### Dataset extract
++++++++
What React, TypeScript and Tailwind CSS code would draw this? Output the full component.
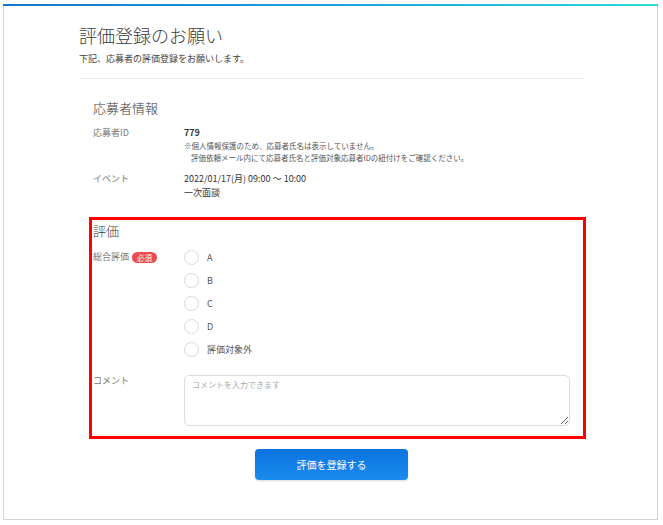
const font = { fontFamily: '"Noto Sans CJK JP", "Noto Sans", sans-serif' };

const ratings = ['A', 'B', 'C', 'D', '評価対象外'];

const Radio = ({ label }: { label: string }) => (
  <label className="flex items-center h-[15px] gap-[8px] cursor-pointer">
    <span className="w-[15px] h-[15px] rounded-full border-[1.5px] border-[#d3dbe3] bg-white shrink-0"></span>
    <span className="text-[9px] text-[#555] leading-[14px]">{label}</span>
  </label>
);

export default function App() {
  return (
    <div className="bg-white min-h-[525px] pl-[3px] pt-[4px]" style={font}>
      <div className="w-[655px] h-[516px] border-x border-b border-[#d4d4d4] relative">
        {/* top gradient line */}
        <div className="h-[2px] -mx-px bg-gradient-to-r from-[#1376d2] via-[#1aa0df] to-[#2ddbd3]"></div>

        <div className="pl-[75px] w-[580px]">
          <h1 className="pt-[17px] text-[18px] leading-[24px] text-[#3a3a3a] font-light">評価登録のお願い</h1>
          <p className="mt-[5px] text-[9px] leading-[14px] text-[#444]">下記、応募者の評価登録をお願いします。</p>
          <div className="mt-[12px] border-t border-[#eeeeee] w-[505px]"></div>

          {/* 応募者情報 */}
          <section className="pl-[14px]">
            <h2 className="mt-[20px] text-[13px] leading-[18px] text-[#3a3a3a] font-light">応募者情報</h2>
            <div className="mt-[9px] flex">
              <div className="w-[91px] text-[9px] leading-[14px] text-[#777]">応募者ID</div>
              <div>
                <div className="text-[9px] leading-[14px] font-bold text-[#333]">779</div>
                <p className="text-[7.5px] leading-[12px] text-[#555]">※個人情報保護のため、応募者氏名は表示していません。</p>
                <p className="text-[7.5px] leading-[12px] text-[#555] pl-[7px]">評価依頼メール内にて応募者氏名と評価対象応募者IDの紐付けをご確認ください。</p>
              </div>
            </div>
            <div className="mt-[8px] flex">
              <div className="w-[91px] text-[9px] leading-[14px] text-[#777]">イベント</div>
              <div className="text-[9px] leading-[14px] text-[#333]">
                <div>2022/01/17(月) 09:00 ～ 10:00</div>
                <div>一次面談</div>
              </div>
            </div>
          </section>

          {/* 評価 */}
          <section className="mt-[17px] ml-[10px] w-[497px] border-[3px] border-[#ff0000] pl-[1px] pt-[2px] pb-[10px]">
            <h2 className="text-[13px] leading-[18px] text-[#3a3a3a] font-light">評価</h2>
            <div className="mt-[10px] flex">
              <div className="w-[91px] flex items-start gap-[3px]">
                <span className="text-[9px] leading-[14px] text-[#777]">総合評価</span>
                <span className="mt-[2px] h-[11px] px-[5px] rounded-full bg-[#ea4a4c] text-white text-[7.5px] leading-[11px]">必須</span>
              </div>
              <div className="flex flex-col gap-[8px]">
                {ratings.map((r) => (
                  <Radio key={r} label={r} />
                ))}
              </div>
            </div>
            <div className="mt-[18px] flex">
              <div className="w-[91px] text-[9px] leading-[14px] text-[#777] -mt-[1px]">コメント</div>
              <textarea
                className="w-[386px] h-[51px] border border-[#d6dde5] rounded-[5px] px-[7px] py-[3px] text-[8px] leading-[12px] text-[#333] placeholder:text-[#aaa] outline-none"
                placeholder="コメントを入力できます"
                style={font}
              ></textarea>
            </div>
          </section>

          <div className="mt-[10px] w-[505px] flex justify-center">
            <button className="w-[153px] h-[31px] rounded-[4px] bg-gradient-to-b from-[#0a72df] to-[#1b8cef] text-white text-[10px] shadow-[0_1px_2px_rgba(0,0,0,0.15)]">
              評価を登録する
            </button>
          </div>
        </div>
      </div>
    </div>
  );
}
++++++++
### Task
From the opening line of the listing above through the line bearing "const ratings = ['A', 'B', 'C', 'D', '評価対象外'];", repeat each line exactly. Drop every picture.

### Answer to this task
What React, TypeScript and Tailwind CSS code would draw this? Output the full component.
const font = { fontFamily: '"Noto Sans CJK JP", "Noto Sans", sans-serif' };

const ratings = ['A', 'B', 'C', 'D', '評価対象外'];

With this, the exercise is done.